Iguales ante la ley
El sistema fiscal vasco necesita, en mi opinión, una transformación radical y urgente. La urgencia la determinan las dificultades del presente en lo material, sin duda, pero también en lo simbólico. Porque esta crisis que padecemos la ha originado el derrumbe de un modelo económico-financiero que ha podido florecer globalmente sobre la base de un derrumbe previo: el de una forma de ética política y social construida sobre una aspiración igualitaria, de estrechamiento progresivo de las distancias entre pobres y ricos. El abandono de esa aspiración no es de ahora; lleva decenios ensanchándose la brecha entre ricos y pobres; decenios degradándose la noción misma de empleo; y admitiéndose la lógica desatada, desalmada, de los mercados.
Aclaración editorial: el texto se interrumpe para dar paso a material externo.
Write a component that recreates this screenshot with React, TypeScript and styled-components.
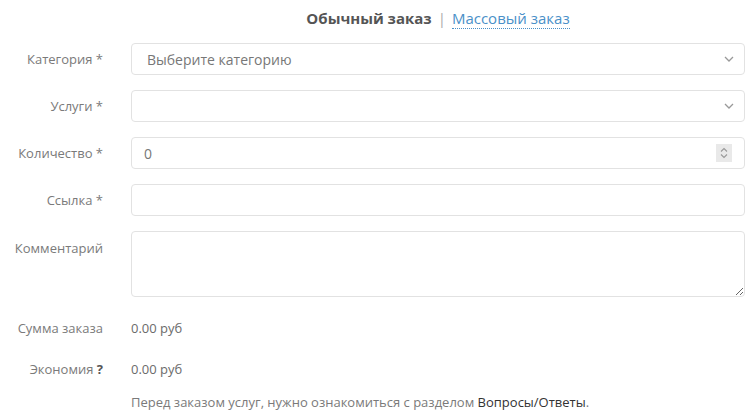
import React, { useState } from 'react';
import styled, { createGlobalStyle } from 'styled-components';

const GlobalStyle = createGlobalStyle`
  body {
    margin: 0;
    background: #fff;
    font-family: "Open Sans", "Liberation Sans", sans-serif;
  }
`;

const Page = styled.div`
  padding: 7px 5px 0 0;
`;

const Tabs = styled.div`
  margin-left: 131px;
  text-align: center;
  font-size: 15px;
  line-height: 22px;
  color: #999;
  margin-bottom: 14px;

  b {
    color: #555;
    font-weight: 700;
  }

  .sep {
    margin: 0 6px;
    color: #aaa;
  }
`;

const TabLink = styled.a`
  color: #4a90c8;
  text-decoration: none;
  border-bottom: 1px dotted #4a90c8;
  cursor: pointer;
`;

const Form = styled.div`
  display: grid;
  grid-template-columns: 103px 1fr;
  column-gap: 28px;
  row-gap: 15px;
`;

const Label = styled.label<{ $top?: boolean }>`
  text-align: right;
  font-size: 13px;
  line-height: 18px;
  color: #7a7a7a;
  padding-top: ${(p) => (p.$top ? '8px' : '0')};
  align-self: ${(p) => (p.$top ? 'start' : 'center')};

  b {
    color: #555;
  }
`;

const Box = styled.div`
  display: flex;
  align-items: center;
  height: 32px;
  box-sizing: border-box;
  border: 1px solid #e2e2e2;
  border-radius: 4px;
  background: #fff;
  padding: 0 8px 0 0;
`;

const Select = styled.select`
  flex: 1;
  height: 100%;
  border: none;
  outline: none;
  background: transparent;
  appearance: none;
  font-family: inherit;
  font-size: 14px;
  color: #777;
  padding: 0 15px;
`;

const TextInput = styled.input`
  flex: 1;
  min-width: 0;
  height: 100%;
  border: none;
  outline: none;
  background: transparent;
  font-family: inherit;
  font-size: 14px;
  color: #777;
  padding: 0 12px;
`;

const Spinner = styled.span`
  display: flex;
  align-items: center;
  justify-content: center;
  width: 16px;
  height: 18px;
  background: #e9e9e9;
  margin-right: 4px;
`;

const TextArea = styled.textarea`
  display: block;
  width: 100%;
  height: 66px;
  box-sizing: border-box;
  border: 1px solid #e2e2e2;
  border-radius: 4px;
  padding: 8px 12px;
  font-family: inherit;
  font-size: 14px;
  color: #666;
  outline: none;
`;

const Value = styled.div`
  font-size: 13px;
  line-height: 18px;
  color: #6b6b6b;
`;

const StaticRow = styled.div<{ $mt: number }>`
  display: grid;
  grid-template-columns: 103px 1fr;
  column-gap: 28px;
  margin-top: ${(p) => p.$mt}px;
  align-items: center;
`;

const Note = styled.div`
  font-size: 13px;
  line-height: 18px;
  color: #7a7a7a;

  a {
    color: #333;
    text-decoration: none;
  }
`;

const Chevron = () => (
  <svg width="10" height="6" viewBox="0 0 10 6" style={{ marginRight: 2 }}>
    <path d="M1 1l4 4 4-4" fill="none" stroke="#999" strokeWidth="1.3" />
  </svg>
);

const SpinIcon = () => (
  <svg width="8" height="12" viewBox="0 0 8 12">
    <path d="M1 4.5l3-3 3 3M1 7.5l3 3 3-3" fill="none" stroke="#999" strokeWidth="1.1" />
  </svg>
);

export default function App() {
  const [qty, setQty] = useState('0');
  const [link, setLink] = useState('');
  const [comment, setComment] = useState('');

  return (
    <Page>
      <GlobalStyle />
      <Tabs>
        <b>Обычный заказ</b>
        <span className="sep">|</span>
        <TabLink>Массовый заказ</TabLink>
      </Tabs>

      <Form>
        <Label>Категория *</Label>
        <Box>
          <Select defaultValue="">
            <option value="">Выберите категорию</option>
          </Select>
          <Chevron />
        </Box>

        <Label>Услуги *</Label>
        <Box>
          <Select defaultValue="">
            <option value=""></option>
          </Select>
          <Chevron />
        </Box>

        <Label>Количество *</Label>
        <Box>
          <TextInput value={qty} onChange={(e) => setQty(e.target.value)} />
          <Spinner>
            <SpinIcon />
          </Spinner>
        </Box>

        <Label>Ссылка *</Label>
        <Box>
          <TextInput value={link} onChange={(e) => setLink(e.target.value)} />
        </Box>

        <Label $top>Комментарий</Label>
        <TextArea value={comment} onChange={(e) => setComment(e.target.value)} />
      </Form>

      <StaticRow $mt={22}>
        <Label>Сумма заказа</Label>
        <Value>0.00 руб</Value>
      </StaticRow>

      <StaticRow $mt={23}>
        <Label>
          Экономия <b>?</b>
        </Label>
        <Value>0.00 руб</Value>
      </StaticRow>

      <StaticRow $mt={15}>
        <div />
        <Note>
          Перед заказом услуг, нужно ознакомиться с разделом <a>Вопросы/Ответы</a>.
        </Note>
      </StaticRow>
    </Page>
  );
}
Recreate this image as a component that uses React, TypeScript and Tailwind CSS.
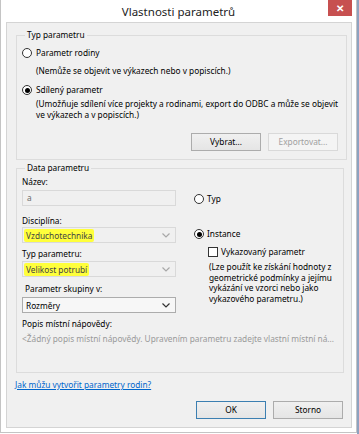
const Radio = ({ checked }: { checked?: boolean }) => (
  <span className="w-[10px] h-[10px] shrink-0 rounded-full border border-[#333] bg-white flex items-center justify-center">
    {checked && <span className="w-[5px] h-[5px] rounded-full bg-black" />}
  </span>
);

const Chevron = ({ color }: { color: string }) => (
  <svg width="8" height="5" viewBox="0 0 8 5" className="shrink-0">
    <path d="M0.5 0.5 L4 4 L7.5 0.5" fill="none" stroke={color} strokeWidth="1.2" />
  </svg>
);

const Select = ({ value, enabled, marked }: { value: string; enabled?: boolean; marked?: boolean }) => (
  <div
    className={`h-[16px] flex items-center justify-between pl-[1px] pr-[5px] border ${
      enabled ? "border-[#acacac] bg-[#f7f7f7] text-black" : "border-[#d9d9d9] bg-[#f0f0f0] text-[#444]"
    }`}
  >
    <span className={`leading-[13px] px-[2px] ${marked ? "bg-[#ffff3b] rounded-[2px]" : ""}`}>{value}</span>
    <Chevron color={enabled ? "#333" : "#a8a8a8"} />
  </div>
);

const Button = ({ label, disabled, primary }: { label: string; disabled?: boolean; primary?: boolean }) => (
  <div
    className={`w-[70px] h-[18px] flex items-center justify-center border ${
      disabled
        ? "border-[#d9d9d9] bg-[#f4f4f4] text-[#a0a0a0]"
        : primary
        ? "border-[#3c7fb1] bg-gradient-to-b from-[#f0f0f0] to-[#e5e5e5] text-black"
        : "border-[#acacac] bg-gradient-to-b from-[#f0f0f0] to-[#e5e5e5] text-black"
    }`}
  >
    {label}
  </div>
);

export default function App() {
  return (
    <div className="w-[359px] h-[434px] flex bg-white overflow-hidden font-['Noto_Sans',sans-serif] text-[8.3px] text-black">
      <div className="w-[357px] h-[433px] border-l border-r border-b border-[#c4c4c4] flex flex-col">
        {/* title bar */}
        <div className="relative h-[22px] flex items-center justify-center">
          <span className="text-[11.5px] leading-[14px] text-[#222] pt-[1px]">Vlastnosti parametrů</span>
          <div className="absolute right-[4px] top-0 w-[24px] h-[16px] bg-[#c75050] flex items-center justify-center text-white text-[10px] font-bold leading-none">
            ✕
          </div>
        </div>

        {/* client area */}
        <div className="ml-[5px] w-[346px] h-[406px] border border-[#d4d4d4] bg-[#f0f0f0] flex flex-col">
          <fieldset className="mt-[6px] ml-[9px] w-[328px] border border-[#dcdcdc] pl-[5px] pr-[8px] pb-[8px]">
            <legend className="ml-[3px] px-[2px] leading-[12px]">Typ parametru</legend>
            <div className="mt-[5px] h-[14px] flex items-center gap-[4px]">
              <Radio />
              <span>Parametr rodiny</span>
            </div>
            <div className="mt-[4px] h-[14px] flex items-center pl-[14px]">
              (Nemůže se objevit ve výkazech nebo v popiscích.)
            </div>
            <div className="mt-[5px] h-[14px] flex items-center gap-[4px]">
              <Radio checked />
              <span>Sdílený parametr</span>
            </div>
            <p className="mt-[1px] pl-[14px] leading-[11px] whitespace-nowrap">
              (Umožňuje sdílení více projekty a rodinami, export do ODBC a může se objevit
              <br />
              ve výkazech a v popiscích.)
            </p>
            <div className="mt-[13px] flex justify-end gap-[7px]">
              <Button label="Vybrat..." />
              <Button label="Exportovat..." disabled />
            </div>
          </fieldset>

          <fieldset className="mt-[2px] ml-[9px] w-[328px] border border-[#dcdcdc] pl-[5px] pr-[8px] pb-[27px]">
            <legend className="ml-[3px] px-[2px] leading-[12px]">Data parametru</legend>
            <div className="flex gap-[18px]">
              <div className="w-[154px] flex flex-col">
                <div className="mt-[2px] leading-[12px]">Název:</div>
                <div className="mt-[2px] h-[16px] border border-[#d9d9d9] bg-[#f0f0f0] text-[#6d6d6d] flex items-center pl-[4px]">
                  a
                </div>
                <div className="mt-[9px] leading-[12px]">Disciplína:</div>
                <Select value="Vzduchotechnika" marked />
                <div className="mt-[5px] leading-[12px]">Typ parametru:</div>
                <div className="mt-[1px]">
                  <Select value="Velikost potrubí" marked />
                </div>
                <div className="mt-[6px] pl-[3px] leading-[12px]">Parametr skupiny v:</div>
                <div className="mt-[2px]">
                  <Select value="Rozměry" enabled />
                </div>
              </div>
              <div className="flex flex-col">
                <div className="mt-[18px] h-[14px] flex items-center gap-[3px]">
                  <Radio />
                  <span>Typ</span>
                </div>
                <div className="mt-[21px] h-[14px] flex items-center gap-[3px]">
                  <Radio checked />
                  <span>Instance</span>
                </div>
                <div className="mt-[5px] ml-[14px] h-[12px] flex items-center gap-[3px]">
                  <span className="w-[10px] h-[10px] border border-[#333] bg-white" />
                  <span>Vykazovaný parametr</span>
                </div>
                <p className="mt-[4px] ml-[15px] leading-[10.5px] whitespace-nowrap">
                  (Lze použít ke získání hodnoty z
                  <br />
                  geometrické podmínky a jejímu
                  <br />
                  vykázání ve vzorci nebo jako
                  <br />
                  vykazového parametru.)
                </p>
              </div>
            </div>
            <div className="mt-[5px] leading-[12px]">Popis místní nápovědy:</div>
            <div className="mt-[3px] leading-[12px] text-[#9a9a9a] whitespace-nowrap">
              &lt;Žádný popis místní nápovědy. Upravením parametru zadejte vlastní místní ná...
            </div>
          </fieldset>

          <div className="mt-[6px] ml-[8px] leading-[12px]">
            <span className="text-[#0066cc] underline">Jak můžu vytvořit parametry rodin?</span>
          </div>
          <div className="mt-[10px] pr-[8px] flex justify-end gap-[7px]">
            <Button label="OK" primary />
            <Button label="Storno" />
          </div>
        </div>
      </div>
      <div className="w-[2px] h-full bg-[#8ea2c0]" />
    </div>
  );
}
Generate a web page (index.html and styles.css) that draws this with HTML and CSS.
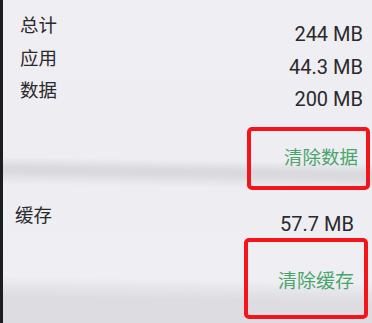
FILE: index.html
```html
<!DOCTYPE html>
<html lang="zh-CN">
<head>
<meta charset="utf-8">
<title>存储</title>
<link rel="stylesheet" href="styles.css">
</head>
<body>
<div class="screen">
  <section class="group group-storage">
    <div class="row"><span class="label">总计</span><span class="value">244 MB</span></div>
    <div class="row"><span class="label">应用</span><span class="value">44.3 MB</span></div>
    <div class="row"><span class="label">数据</span><span class="value">200 MB</span></div>
    <div class="action action-data">
      <div class="mark mark-data"><span class="btn">清除数据</span></div>
    </div>
  </section>
  <section class="group group-cache">
    <div class="row"><span class="label">缓存</span><span class="value">57.7 MB</span></div>
    <div class="action action-cache">
      <div class="mark mark-cache"><span class="btn btn-cache">清除缓存</span></div>
    </div>
  </section>
</div>
</body>
</html>
```
FILE: styles.css
```css
html, body {
  margin: 0;
  padding: 0;
}
body {
  width: 372px;
  height: 323px;
  overflow: hidden;
  background: #ecebf0;
  font-family: "Noto Sans CJK SC", Roboto, sans-serif;
}
.screen {
  box-sizing: border-box;
  height: 323px;
  border-left: 3px solid #1d1c20;
  background: linear-gradient(181deg,
    #efeef2 0px,
    #eeedf1 163px,
    #e2e1e6 169px,
    #d9d8dd 174px,
    #dbdadf 179px,
    #e6e5ea 185px,
    #eeedf1 191px,
    #efeef2 282px,
    #e5e4e9 293px,
    #dddce1 303px,
    #dddce1 100%);
}
.group {
  display: flex;
  flex-direction: column;
}
.group-storage {
  padding: 8px 0 0 17px;
}
.group-cache {
  padding: 8px 0 0 12px;
}
.row {
  display: flex;
  justify-content: space-between;
  align-items: flex-start;
  height: 32.5px;
}
.label {
  font-family: "Noto Sans CJK SC", sans-serif;
  font-size: 18.5px;
  line-height: 33px;
  color: #2a2a2c;
}
.value {
  font-family: Roboto, "Noto Sans", sans-serif;
  font-size: 20px;
  line-height: 33px;
  margin-top: 10px;
  color: #2a2a2c;
}
.group-storage .value {
  margin-right: 9px;
}
.group-cache .row {
  height: 33px;
}
.group-cache .value {
  margin-right: 18px;
}
.action {
  display: flex;
  justify-content: flex-end;
}
.action-data {
  margin-top: 21.5px;
  padding-right: 2px;
}
.action-cache {
  margin-top: 7px;
  padding-right: 4px;
}
.mark {
  box-sizing: border-box;
  display: flex;
  align-items: center;
  justify-content: flex-end;
  border: 4px solid #f5141a;
  border-radius: 5px;
}
.mark-data {
  width: 123px;
  height: 63px;
  padding: 0 8px 5px 0;
}
.mark-cache {
  width: 124px;
  height: 81px;
  padding: 3px 10px 0 0;
}
.btn {
  font-family: "Noto Sans CJK SC", sans-serif;
  font-size: 18.5px;
  line-height: 20px;
  color: #4aa56d;
}
.btn-cache {
  font-size: 19px;
}
```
La crisis es tanto material como simbólica, y sólo saldremos de ella cimentando una nueva ética del estar juntos, igualitaria, equilibradora.
Nuestro sistema fiscal, y esa es la primera objeción que creo que hay que oponerle, no favorece la igualdad entre los vascos sino al contrario, nos instala en la desigualdad. Los vascos no somos, entre nosotros, iguales ante la ley; en el sentido de que estamos sometidos, en función de que vivamos en uno u otro de los territorios históricos, a distintos tratamientos fiscales que repercuten en nuestro nivel de renta o en las tasas municipales que nos corresponde pagar. Nuestra compleja estructura fiscal posibilita además otras desigualdades. Que la carga que soportan las grandes empresas sea, según los territorios, más leve que la que afecta a las empresas de tamaño inferior. O que persistan figuras fiscales, como las Sociedades de Promoción de Empresas (SPE) que tributan al 1% mientras el resto lo hace el 28%, y cuyo diseño y mantenimiento favorecen a las grandes fortunas.
Y a todo ello hay que añadirle el fraude fiscal, terreno o metáfora por excelencia de la desigualdad social. Coinciden distintas estimaciones en señalar que este fraude alcanza, en nuestro país, unas cifras colosales. Tanto que serían capaces, por sí solas, no sé si de resolver en todo pero sí de remediar en gran parte las estrecheces que ahora mismo padecemos. Técnicos del Ministerio de Hacienda calculaban recientemente en 13.560 millones de euros el fraude tributario total en Euskadi; lo que supone un 20, 6% de nuestro PIB y una pérdida de recaudación de 2.415 millones cada año. Si pensamos que el presupuesto de Educación, por ejemplo, es de 2.645 millones comprendemos fácilmente el estropicio que el fraude fiscal supone, la fragilidad que instala en el futuro, en ese largo porvenir, de las nuevas generaciones. Un estropicio en lo material, insisto, pero también en lo simbólico, porque la equidad tributaria alimenta no sólo las arcas, también y esencialmente la cohesión y los valores de una sociedad. Ser iguales ante la ley es un principio irrenunciable al que el sistema fiscal vasco renuncia a diario. Entiendo pues que es urgente transformarlo.